— Begin —

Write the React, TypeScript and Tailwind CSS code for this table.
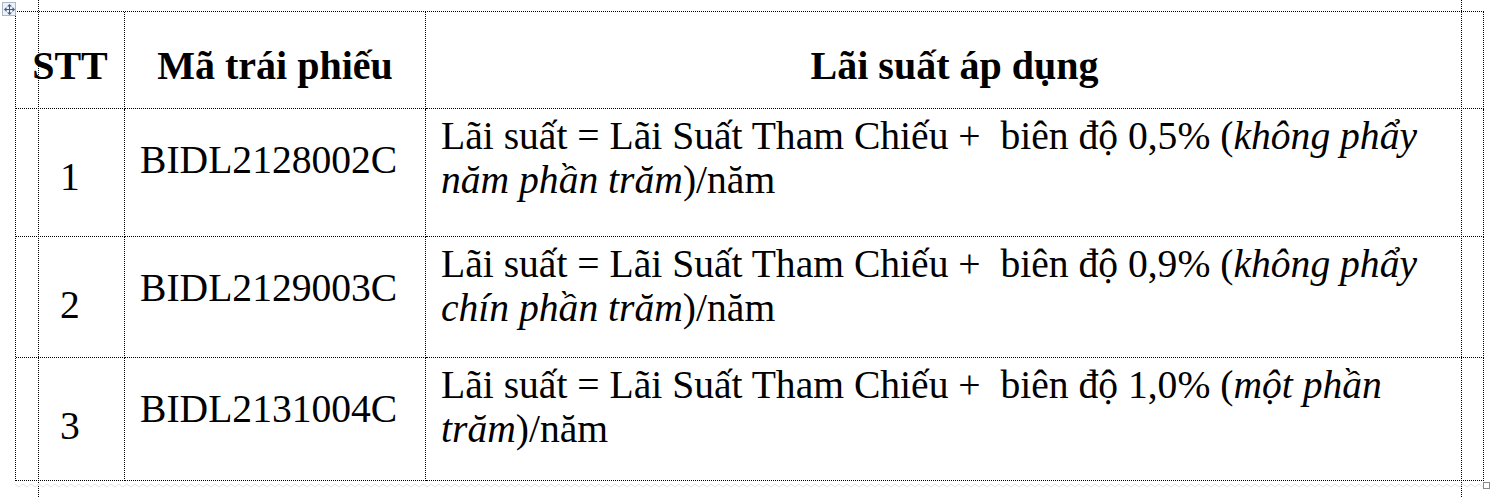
import React from 'react';

interface BondRow {
  stt: string;
  code: string;
  rowHeight: string;
  lines: React.ReactNode[];
}

const rows: BondRow[] = [
  {
    stt: '1',
    code: 'BIDL2128002C',
    rowHeight: 'h-[128px]',
    lines: [
      <>Lãi suất = Lãi Suất Tham Chiếu +  biên độ 0,5% (<i>không phẩy</i></>,
      <><i>năm phần trăm</i>)/năm</>,
    ],
  },
  {
    stt: '2',
    code: 'BIDL2129003C',
    rowHeight: 'h-[121px]',
    lines: [
      <>Lãi suất = Lãi Suất Tham Chiếu +  biên độ 0,9% (<i>không phẩy</i></>,
      <><i>chín phần trăm</i>)/năm</>,
    ],
  },
  {
    stt: '3',
    code: 'BIDL2131004C',
    rowHeight: 'h-[123px]',
    lines: [
      <>Lãi suất = Lãi Suất Tham Chiếu +  biên độ 1,0% (<i>một phần</i></>,
      <><i>trăm</i>)/năm</>,
    ],
  },
];

// Word's little "move table" handle in the top-left corner
const MoveHandle = () => (
  <div className="absolute left-[2px] top-[2px] w-[14px] h-[14px] border border-[#a9b6c8] bg-[#eef2f8] flex items-center justify-center">
    <svg width="11" height="11" viewBox="0 0 11 11" fill="#3a5a8c">
      <rect x="5" y="2" width="1" height="7" />
      <rect x="2" y="5" width="7" height="1" />
      <path d="M5.5 0 L8 2.5 L3 2.5 Z" />
      <path d="M5.5 11 L8 8.5 L3 8.5 Z" />
      <path d="M0 5.5 L2.5 3 L2.5 8 Z" />
      <path d="M11 5.5 L8.5 3 L8.5 8 Z" />
    </svg>
  </div>
);

const cell = 'border-r border-b border-dotted border-black';
const head = `${cell} h-[97px] pt-[32px] text-center font-bold text-[40px]`;

// squiggle points for the faint shadow line under the table
const squiggle = Array.from({ length: 368 }, (_, i) => `${i * 4},${i % 2 === 0 ? 1 : 4}`).join(' ');

export default function App() {
  return (
    <div className="relative w-[1498px] h-[497px] bg-white overflow-hidden text-black font-['Liberation_Serif','Times_New_Roman',serif]">
      <MoveHandle />

      <div className="ml-[15px] mt-[11px] w-[1469px] border-l border-t border-dotted border-black grid grid-cols-[109px_301px_1058px] text-[39.6px] leading-[44px]">
        <div className={head}>STT</div>
        <div className={head}>Mã trái phiếu</div>
        <div className={head}>Lãi suất áp dụng</div>

        {rows.map((row) => (
          <React.Fragment key={row.stt}>
            <div className={`${cell} ${row.rowHeight} pt-[46px] text-center`}>{row.stt}</div>
            <div className={`${cell} ${row.rowHeight} pt-[29px] pl-[15px]`}>{row.code}</div>
            <div className={`${cell} ${row.rowHeight} pt-[5px] pl-[15px]`}>
              {row.lines.map((line, i) => (
                <div key={i} className="whitespace-pre">{line}</div>
              ))}
            </div>
          </React.Fragment>
        ))}
      </div>

      {/* text boundary lines drawn over the page */}
      <div className="absolute left-[38px] top-0 h-full border-l border-dotted border-black" />
      <div className="absolute left-[1461px] top-0 h-full border-l border-dotted border-black" />

      {/* faint shadow squiggle under the table */}
      <svg className="absolute left-[15px] top-[483px]" width="1468" height="5">
        <polyline fill="none" stroke="#e3e3e3" strokeWidth="1" points={squiggle} />
      </svg>

      {/* resize handle */}
      <div className="absolute left-[1483px] top-[482px] w-[7px] h-[7px] border border-[#8a8a8a] bg-white" />
    </div>
  );
}
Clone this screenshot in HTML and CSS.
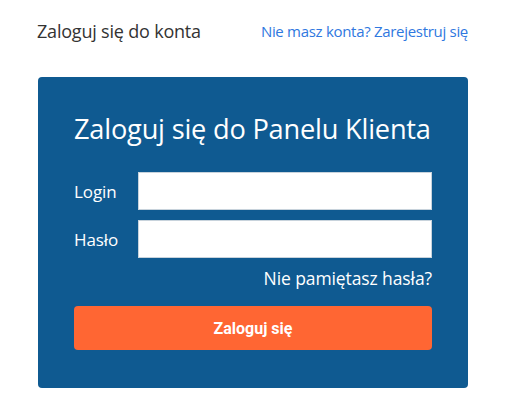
FILE: index.html
```html
<!DOCTYPE html>
<html lang="pl">
<head>
<meta charset="utf-8">
<link rel="stylesheet" href="styles.css">
</head>
<body>
<div class="wrap">
  <div class="top">
    <span class="top-title">Zaloguj się do konta</span>
    <a class="top-link" href="#">Nie masz konta? Zarejestruj się</a>
  </div>
  <div class="panel">
    <h1 class="panel-title">Zaloguj się do Panelu Klienta</h1>
    <div class="row">
      <label class="label">Login</label>
      <input class="input" type="text">
    </div>
    <div class="row">
      <label class="label">Hasło</label>
      <input class="input" type="password">
    </div>
    <div class="forgot"><a href="#">Nie pamiętasz hasła?</a></div>
    <button class="btn">Zaloguj się</button>
  </div>
</div>
</body>
</html>
```
FILE: styles.css
```css
html, body { margin: 0; padding: 0; background: #fff; }
body { font-family: "Open Sans", "Noto Sans", sans-serif; }
.wrap { width: 432px; margin-left: 37px; padding-top: 18px; }
.top { display: flex; justify-content: space-between; align-items: center; height: 26px; padding-right: 1px; }
.top-title { font-size: 18px; color: #333; letter-spacing: -0.2px; }
.top-link { font-size: 15px; color: #2f78e0; text-decoration: none; letter-spacing: -0.3px; }
.panel { margin-top: 33px; margin-left: 1px; width: 430px; box-sizing: border-box; background: #0f5a91; border-radius: 4px; padding: 36px 36px 38px 36px; color: #fff; }
.panel-title { margin: 0 0 27px; font-weight: 400; font-size: 27.2px; line-height: 32px; letter-spacing: -0.2px; white-space: nowrap; }
.row { display: flex; align-items: center; margin-bottom: 10px; }
.label { width: 64px; font-size: 17px; font-weight: 500; letter-spacing: -0.1px; }
.input { flex: 1; height: 38px; box-sizing: border-box; border: 1px solid #c8d3dc; background: #fff; margin: 0; padding: 0 8px; }
.forgot { text-align: right; margin-top: 7px; line-height: 20px; }
.forgot a { color: #fff; text-decoration: none; font-size: 17.5px; font-weight: 500; letter-spacing: -0.1px; }
.btn { display: block; width: 100%; height: 44px; margin-top: 17px; border: 0; border-radius: 4px; background: #ff6633; color: #fff; font-family: Roboto, "Liberation Sans", sans-serif; font-weight: 700; font-size: 16px; }
```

— End —

* [Task details]:
Exclude the images and reproduce the remaining data exactly.

* [Result]:
Write the React, TypeScript and Tailwind CSS code for this table.
import React from 'react';

interface BondRow {
  stt: string;
  code: string;
  rowHeight: string;
  lines: React.ReactNode[];
}

const rows: BondRow[] = [
  {
    stt: '1',
    code: 'BIDL2128002C',
    rowHeight: 'h-[128px]',
    lines: [
      <>Lãi suất = Lãi Suất Tham Chiếu +  biên độ 0,5% (<i>không phẩy</i></>,
      <><i>năm phần trăm</i>)/năm</>,
    ],
  },
  {
    stt: '2',
    code: 'BIDL2129003C',
    rowHeight: 'h-[121px]',
    lines: [
      <>Lãi suất = Lãi Suất Tham Chiếu +  biên độ 0,9% (<i>không phẩy</i></>,
      <><i>chín phần trăm</i>)/năm</>,
    ],
  },
  {
    stt: '3',
    code: 'BIDL2131004C',
    rowHeight: 'h-[123px]',
    lines: [
      <>Lãi suất = Lãi Suất Tham Chiếu +  biên độ 1,0% (<i>một phần</i></>,
      <><i>trăm</i>)/năm</>,
    ],
  },
];

// Word's little "move table" handle in the top-left corner
const MoveHandle = () => (
  <div className="absolute left-[2px] top-[2px] w-[14px] h-[14px] border border-[#a9b6c8] bg-[#eef2f8] flex items-center justify-center">
    <svg width="11" height="11" viewBox="0 0 11 11" fill="#3a5a8c">
      <rect x="5" y="2" width="1" height="7" />
      <rect x="2" y="5" width="7" height="1" />
      <path d="M5.5 0 L8 2.5 L3 2.5 Z" />
      <path d="M5.5 11 L8 8.5 L3 8.5 Z" />
      <path d="M0 5.5 L2.5 3 L2.5 8 Z" />
      <path d="M11 5.5 L8.5 3 L8.5 8 Z" />
    </svg>
  </div>
);

const cell = 'border-r border-b border-dotted border-black';
const head = `${cell} h-[97px] pt-[32px] text-center font-bold text-[40px]`;

// squiggle points for the faint shadow line under the table
const squiggle = Array.from({ length: 368 }, (_, i) => `${i * 4},${i % 2 === 0 ? 1 : 4}`).join(' ');

export default function App() {
  return (
    <div className="relative w-[1498px] h-[497px] bg-white overflow-hidden text-black font-['Liberation_Serif','Times_New_Roman',serif]">
      <MoveHandle />

      <div className="ml-[15px] mt-[11px] w-[1469px] border-l border-t border-dotted border-black grid grid-cols-[109px_301px_1058px] text-[39.6px] leading-[44px]">
        <div className={head}>STT</div>
        <div className={head}>Mã trái phiếu</div>
        <div className={head}>Lãi suất áp dụng</div>

        {rows.map((row) => (
          <React.Fragment key={row.stt}>
            <div className={`${cell} ${row.rowHeight} pt-[46px] text-center`}>{row.stt}</div>
            <div className={`${cell} ${row.rowHeight} pt-[29px] pl-[15px]`}>{row.code}</div>
            <div className={`${cell} ${row.rowHeight} pt-[5px] pl-[15px]`}>
              {row.lines.map((line, i) => (
                <div key={i} className="whitespace-pre">{line}</div>
              ))}
            </div>
          </React.Fragment>
        ))}
      </div>

      {/* text boundary lines drawn over the page */}
      <div className="absolute left-[38px] top-0 h-full border-l border-dotted border-black" />
      <div className="absolute left-[1461px] top-0 h-full border-l border-dotted border-black" />

      {/* faint shadow squiggle under the table */}
      <svg className="absolute left-[15px] top-[483px]" width="1468" height="5">
        <polyline fill="none" stroke="#e3e3e3" strokeWidth="1" points={squiggle} />
      </svg>

      {/* resize handle */}
      <div className="absolute left-[1483px] top-[482px] w-[7px] h-[7px] border border-[#8a8a8a] bg-white" />
    </div>
  );
}
Clone this screenshot in HTML and CSS.
FILE: index.html
```html
<!DOCTYPE html>
<html lang="pl">
<head>
<meta charset="utf-8">
<link rel="stylesheet" href="styles.css">
</head>
<body>
<div class="wrap">
  <div class="top">
    <span class="top-title">Zaloguj się do konta</span>
    <a class="top-link" href="#">Nie masz konta? Zarejestruj się</a>
  </div>
  <div class="panel">
    <h1 class="panel-title">Zaloguj się do Panelu Klienta</h1>
    <div class="row">
      <label class="label">Login</label>
      <input class="input" type="text">
    </div>
    <div class="row">
      <label class="label">Hasło</label>
      <input class="input" type="password">
    </div>
    <div class="forgot"><a href="#">Nie pamiętasz hasła?</a></div>
    <button class="btn">Zaloguj się</button>
  </div>
</div>
</body>
</html>
```
FILE: styles.css
```css
html, body { margin: 0; padding: 0; background: #fff; }
body { font-family: "Open Sans", "Noto Sans", sans-serif; }
.wrap { width: 432px; margin-left: 37px; padding-top: 18px; }
.top { display: flex; justify-content: space-between; align-items: center; height: 26px; padding-right: 1px; }
.top-title { font-size: 18px; color: #333; letter-spacing: -0.2px; }
.top-link { font-size: 15px; color: #2f78e0; text-decoration: none; letter-spacing: -0.3px; }
.panel { margin-top: 33px; margin-left: 1px; width: 430px; box-sizing: border-box; background: #0f5a91; border-radius: 4px; padding: 36px 36px 38px 36px; color: #fff; }
.panel-title { margin: 0 0 27px; font-weight: 400; font-size: 27.2px; line-height: 32px; letter-spacing: -0.2px; white-space: nowrap; }
.row { display: flex; align-items: center; margin-bottom: 10px; }
.label { width: 64px; font-size: 17px; font-weight: 500; letter-spacing: -0.1px; }
.input { flex: 1; height: 38px; box-sizing: border-box; border: 1px solid #c8d3dc; background: #fff; margin: 0; padding: 0 8px; }
.forgot { text-align: right; margin-top: 7px; line-height: 20px; }
.forgot a { color: #fff; text-decoration: none; font-size: 17.5px; font-weight: 500; letter-spacing: -0.1px; }
.btn { display: block; width: 100%; height: 44px; margin-top: 17px; border: 0; border-radius: 4px; background: #ff6633; color: #fff; font-family: Roboto, "Liberation Sans", sans-serif; font-weight: 700; font-size: 16px; }
```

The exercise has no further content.